> [Given request] Pictures do not belong in your copy. Repeat all the other data exactly.

--- Start Dataset excerpt ---

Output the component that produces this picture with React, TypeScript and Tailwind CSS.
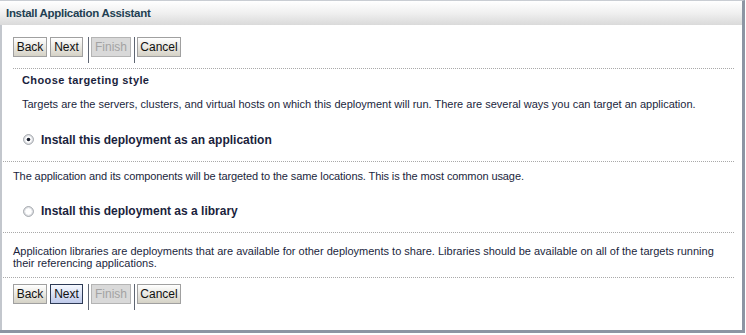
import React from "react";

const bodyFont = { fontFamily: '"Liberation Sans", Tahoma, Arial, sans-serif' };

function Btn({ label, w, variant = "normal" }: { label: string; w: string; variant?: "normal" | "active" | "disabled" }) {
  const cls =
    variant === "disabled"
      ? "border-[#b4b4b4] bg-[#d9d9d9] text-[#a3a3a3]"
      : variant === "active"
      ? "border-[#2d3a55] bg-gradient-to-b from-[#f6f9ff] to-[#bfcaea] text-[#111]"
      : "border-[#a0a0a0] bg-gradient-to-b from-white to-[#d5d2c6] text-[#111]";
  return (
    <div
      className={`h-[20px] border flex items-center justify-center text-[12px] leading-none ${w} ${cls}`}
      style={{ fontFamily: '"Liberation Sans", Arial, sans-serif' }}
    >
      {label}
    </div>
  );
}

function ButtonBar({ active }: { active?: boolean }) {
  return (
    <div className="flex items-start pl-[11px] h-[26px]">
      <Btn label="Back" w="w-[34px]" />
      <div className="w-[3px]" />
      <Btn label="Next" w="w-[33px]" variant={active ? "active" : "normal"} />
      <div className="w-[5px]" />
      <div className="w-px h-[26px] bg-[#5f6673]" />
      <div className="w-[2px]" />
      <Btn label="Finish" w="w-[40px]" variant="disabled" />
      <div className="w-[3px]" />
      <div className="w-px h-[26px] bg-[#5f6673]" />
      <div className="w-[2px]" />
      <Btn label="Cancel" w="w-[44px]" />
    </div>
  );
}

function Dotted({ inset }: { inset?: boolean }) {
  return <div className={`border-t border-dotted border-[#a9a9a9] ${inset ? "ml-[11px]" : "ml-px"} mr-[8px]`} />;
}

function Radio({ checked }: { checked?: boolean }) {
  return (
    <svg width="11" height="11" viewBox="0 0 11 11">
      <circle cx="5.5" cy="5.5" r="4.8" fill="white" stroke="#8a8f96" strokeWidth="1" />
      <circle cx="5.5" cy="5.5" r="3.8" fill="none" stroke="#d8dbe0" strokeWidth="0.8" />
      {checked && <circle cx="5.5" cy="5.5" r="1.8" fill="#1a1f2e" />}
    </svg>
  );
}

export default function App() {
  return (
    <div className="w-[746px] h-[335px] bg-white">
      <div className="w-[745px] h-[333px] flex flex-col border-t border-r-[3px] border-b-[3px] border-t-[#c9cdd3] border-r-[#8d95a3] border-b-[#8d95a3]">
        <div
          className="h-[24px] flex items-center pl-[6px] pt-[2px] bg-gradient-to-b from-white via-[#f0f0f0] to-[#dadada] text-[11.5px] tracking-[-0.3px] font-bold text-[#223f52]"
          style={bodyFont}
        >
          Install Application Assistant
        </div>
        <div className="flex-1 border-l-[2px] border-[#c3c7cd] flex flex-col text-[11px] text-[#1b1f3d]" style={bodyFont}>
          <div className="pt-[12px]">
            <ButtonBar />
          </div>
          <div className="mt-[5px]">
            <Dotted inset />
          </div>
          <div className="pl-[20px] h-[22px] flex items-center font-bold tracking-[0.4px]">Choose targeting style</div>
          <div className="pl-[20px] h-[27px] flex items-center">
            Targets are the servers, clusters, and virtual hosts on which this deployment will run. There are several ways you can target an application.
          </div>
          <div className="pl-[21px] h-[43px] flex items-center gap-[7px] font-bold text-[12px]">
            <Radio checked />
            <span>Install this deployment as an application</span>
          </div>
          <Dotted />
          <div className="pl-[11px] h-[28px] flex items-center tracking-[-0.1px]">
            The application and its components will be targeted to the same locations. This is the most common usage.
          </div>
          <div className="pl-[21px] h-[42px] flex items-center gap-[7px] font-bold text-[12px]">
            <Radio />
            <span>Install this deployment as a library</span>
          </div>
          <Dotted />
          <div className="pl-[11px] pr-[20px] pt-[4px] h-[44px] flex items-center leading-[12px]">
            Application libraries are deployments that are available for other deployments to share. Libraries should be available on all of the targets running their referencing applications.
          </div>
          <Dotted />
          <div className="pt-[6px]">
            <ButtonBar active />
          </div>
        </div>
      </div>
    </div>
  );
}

--- End Dataset excerpt ---

> [Expected answer]
Output the component that produces this picture with React, TypeScript and Tailwind CSS.
import React from "react";

const bodyFont = { fontFamily: '"Liberation Sans", Tahoma, Arial, sans-serif' };

function Btn({ label, w, variant = "normal" }: { label: string; w: string; variant?: "normal" | "active" | "disabled" }) {
  const cls =
    variant === "disabled"
      ? "border-[#b4b4b4] bg-[#d9d9d9] text-[#a3a3a3]"
      : variant === "active"
      ? "border-[#2d3a55] bg-gradient-to-b from-[#f6f9ff] to-[#bfcaea] text-[#111]"
      : "border-[#a0a0a0] bg-gradient-to-b from-white to-[#d5d2c6] text-[#111]";
  return (
    <div
      className={`h-[20px] border flex items-center justify-center text-[12px] leading-none ${w} ${cls}`}
      style={{ fontFamily: '"Liberation Sans", Arial, sans-serif' }}
    >
      {label}
    </div>
  );
}

function ButtonBar({ active }: { active?: boolean }) {
  return (
    <div className="flex items-start pl-[11px] h-[26px]">
      <Btn label="Back" w="w-[34px]" />
      <div className="w-[3px]" />
      <Btn label="Next" w="w-[33px]" variant={active ? "active" : "normal"} />
      <div className="w-[5px]" />
      <div className="w-px h-[26px] bg-[#5f6673]" />
      <div className="w-[2px]" />
      <Btn label="Finish" w="w-[40px]" variant="disabled" />
      <div className="w-[3px]" />
      <div className="w-px h-[26px] bg-[#5f6673]" />
      <div className="w-[2px]" />
      <Btn label="Cancel" w="w-[44px]" />
    </div>
  );
}

function Dotted({ inset }: { inset?: boolean }) {
  return <div className={`border-t border-dotted border-[#a9a9a9] ${inset ? "ml-[11px]" : "ml-px"} mr-[8px]`} />;
}

function Radio({ checked }: { checked?: boolean }) {
  return (
    <svg width="11" height="11" viewBox="0 0 11 11">
      <circle cx="5.5" cy="5.5" r="4.8" fill="white" stroke="#8a8f96" strokeWidth="1" />
      <circle cx="5.5" cy="5.5" r="3.8" fill="none" stroke="#d8dbe0" strokeWidth="0.8" />
      {checked && <circle cx="5.5" cy="5.5" r="1.8" fill="#1a1f2e" />}
    </svg>
  );
}

export default function App() {
  return (
    <div className="w-[746px] h-[335px] bg-white">
      <div className="w-[745px] h-[333px] flex flex-col border-t border-r-[3px] border-b-[3px] border-t-[#c9cdd3] border-r-[#8d95a3] border-b-[#8d95a3]">
        <div
          className="h-[24px] flex items-center pl-[6px] pt-[2px] bg-gradient-to-b from-white via-[#f0f0f0] to-[#dadada] text-[11.5px] tracking-[-0.3px] font-bold text-[#223f52]"
          style={bodyFont}
        >
          Install Application Assistant
        </div>
        <div className="flex-1 border-l-[2px] border-[#c3c7cd] flex flex-col text-[11px] text-[#1b1f3d]" style={bodyFont}>
          <div className="pt-[12px]">
            <ButtonBar />
          </div>
          <div className="mt-[5px]">
            <Dotted inset />
          </div>
          <div className="pl-[20px] h-[22px] flex items-center font-bold tracking-[0.4px]">Choose targeting style</div>
          <div className="pl-[20px] h-[27px] flex items-center">
            Targets are the servers, clusters, and virtual hosts on which this deployment will run. There are several ways you can target an application.
          </div>
          <div className="pl-[21px] h-[43px] flex items-center gap-[7px] font-bold text-[12px]">
            <Radio checked />
            <span>Install this deployment as an application</span>
          </div>
          <Dotted />
          <div className="pl-[11px] h-[28px] flex items-center tracking-[-0.1px]">
            The application and its components will be targeted to the same locations. This is the most common usage.
          </div>
          <div className="pl-[21px] h-[42px] flex items-center gap-[7px] font-bold text-[12px]">
            <Radio />
            <span>Install this deployment as a library</span>
          </div>
          <Dotted />
          <div className="pl-[11px] pr-[20px] pt-[4px] h-[44px] flex items-center leading-[12px]">
            Application libraries are deployments that are available for other deployments to share. Libraries should be available on all of the targets running their referencing applications.
          </div>
          <Dotted />
          <div className="pt-[6px]">
            <ButtonBar active />
          </div>
        </div>
      </div>
    </div>
  );
}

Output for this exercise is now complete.